In such a prior art facsimile apparatus performing the smoothing process, however, there is a problem in that when a facsimile transmission comes in with the standard resolution mode, the reproduced image has an unwantedly steep slope at where the smoothing process is applied. For example, in a case of FIG. 6A where an image containing an oblique line having an angle of 45 degrees with respect to the horizontal scanning direction comes in in the standard resolution mode, the central picture element x is subjected to smoothing by being divided into the foregoing four small picture elements x.sub.00 -x.sub.11 As the picture element x as well as other picture elements a-h in FIG. 6A are the picture elements of the standard resolution mode, each of the picture elements therein has a horizontal size of LM1 and a vertical size of LS1 as defined in FIG. 1A. Thus, each of the small picture elements x.sub.00 -x.sub.11 has a shape expanded twice in the vertical direction as compared to the corresponding picture elements in FIG. 3B and thereby the slope corresponding to the picture element X after the smoothing processing inevitably becomes steep as shown in FIG. 7A in the part surrounded by a broken line. Such a steep part appears in each of the corners X', X", . . . in FIG. 7A and provides an unnatural feeling of the image. In other words, there is a problem in the conventional smoothing process that, when this smoothing is applied to the images of the standard resolution mode, the resultant image is not improved but degraded.

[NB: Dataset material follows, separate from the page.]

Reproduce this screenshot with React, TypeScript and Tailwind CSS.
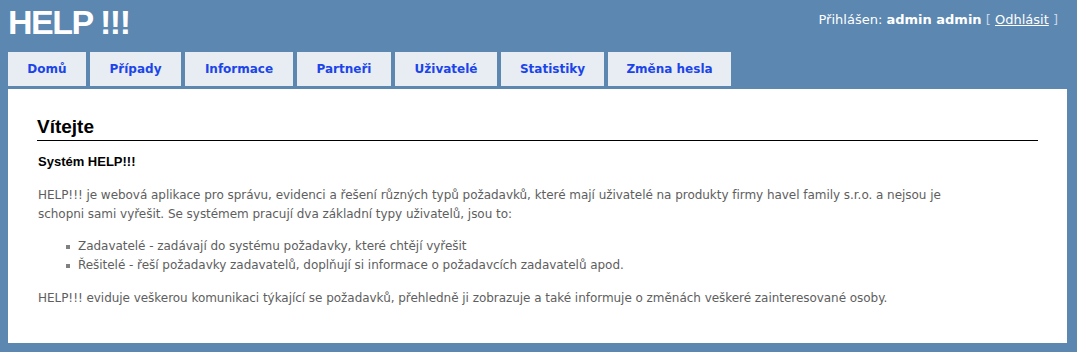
import React from "react";

const tabs: { label: string; w: string }[] = [
  { label: "Domů", w: "w-[78px]" },
  { label: "Případy", w: "w-[91px]" },
  { label: "Informace", w: "w-[108px]" },
  { label: "Partneři", w: "w-[94px]" },
  { label: "Uživatelé", w: "w-[102px]" },
  { label: "Statistiky", w: "w-[103px]" },
  { label: "Změna hesla", w: "w-[123px]" },
];

export default function App() {
  return (
    <div className="w-[1077px] h-[352px] bg-[#5b87b1] px-[8px] pt-[4px] overflow-hidden">
      <div className="flex justify-between items-start h-[48px]">
        <h1 className="font-['Liberation_Sans',Arial,sans-serif] font-bold text-[34px] leading-[34px] text-white tracking-[-1.5px] mt-[1px]">
          HELP !!!
        </h1>
        <div className="font-['DejaVu_Sans',Verdana,sans-serif] text-[13px] text-white mt-[6px] mr-[11px]">
          Přihlášen: <span className="font-bold">admin admin</span>{" "}
          <span className="text-[#c9d6e6]">[</span>{" "}
          <a href="#" className="underline text-white">Odhlásit</a>{" "}
          <span className="text-[#c9d6e6]">]</span>
        </div>
      </div>
      <div className="flex gap-[4px] h-[34px]">
        {tabs.map((t) => (
          <div
            key={t.label}
            className={`${t.w} h-[34px] bg-[#e8edf4] flex items-center justify-center font-['DejaVu_Sans',Verdana,sans-serif] font-bold text-[12px] text-[#1b45e8]`}
          >
            {t.label}
          </div>
        ))}
      </div>
      <div className="mt-[3px] w-[1059px] h-[254px] bg-white px-[29px] pt-[27px]">
        <h2 className="font-['Liberation_Sans',Arial,sans-serif] font-bold text-[19px] leading-[22px] text-black border-b border-black pb-[2px]">
          Vítejte
        </h2>
        <h3 className="font-['Liberation_Sans',Arial,sans-serif] font-bold text-[13px] text-black mt-[11px] ml-[1px]">
          Systém HELP!!!
        </h3>
        <div className="font-['DejaVu_Sans',Verdana,sans-serif] text-[12px] tracking-[-0.04px] leading-[19px] text-[#5e5e5e] ml-[1px]">
          <p className="mt-[14px]">
            HELP!!! je webová aplikace pro správu, evidenci a řešení různých typů požadavků, které mají uživatelé na produkty firmy havel family s.r.o. a nejsou je
            <br />
            schopni sami vyřešit. Se systémem pracují dva základní typy uživatelů, jsou to:
          </p>
          <ul className="mt-[13px] ml-[28px]">
            <li className="flex items-center">
              <span className="w-[4px] h-[4px] bg-[#808080] mr-[8px] mt-[2px]" />
              Zadavatelé - zadávají do systému požadavky, které chtějí vyřešit
            </li>
            <li className="flex items-center">
              <span className="w-[4px] h-[4px] bg-[#808080] mr-[8px] mt-[2px]" />
              Řešitelé - řeší požadavky zadavatelů, doplňují si informace o požadavcích zadavatelů apod.
            </li>
          </ul>
          <p className="mt-[14px]">
            HELP!!! eviduje veškerou komunikaci týkající se požadavků, přehledně ji zobrazuje a také informuje o změnách veškeré zainteresované osoby.
          </p>
        </div>
      </div>
    </div>
  );
}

Further, such an image is not suited for further conversion to the super-fine resolution mode image as each of the small picture elements is elongated in the vertical scanning direction and the pattern as shown in FIG. 4A or FIG. 4B comprising square picture elements is not obtained after the smoothing.
FIG. 6B and 7B show the case where the black region and the white region are reversed as compared to the case of FIGS. 6A and 6B. In this case, too, a similar undesirable effect is obtained as shown.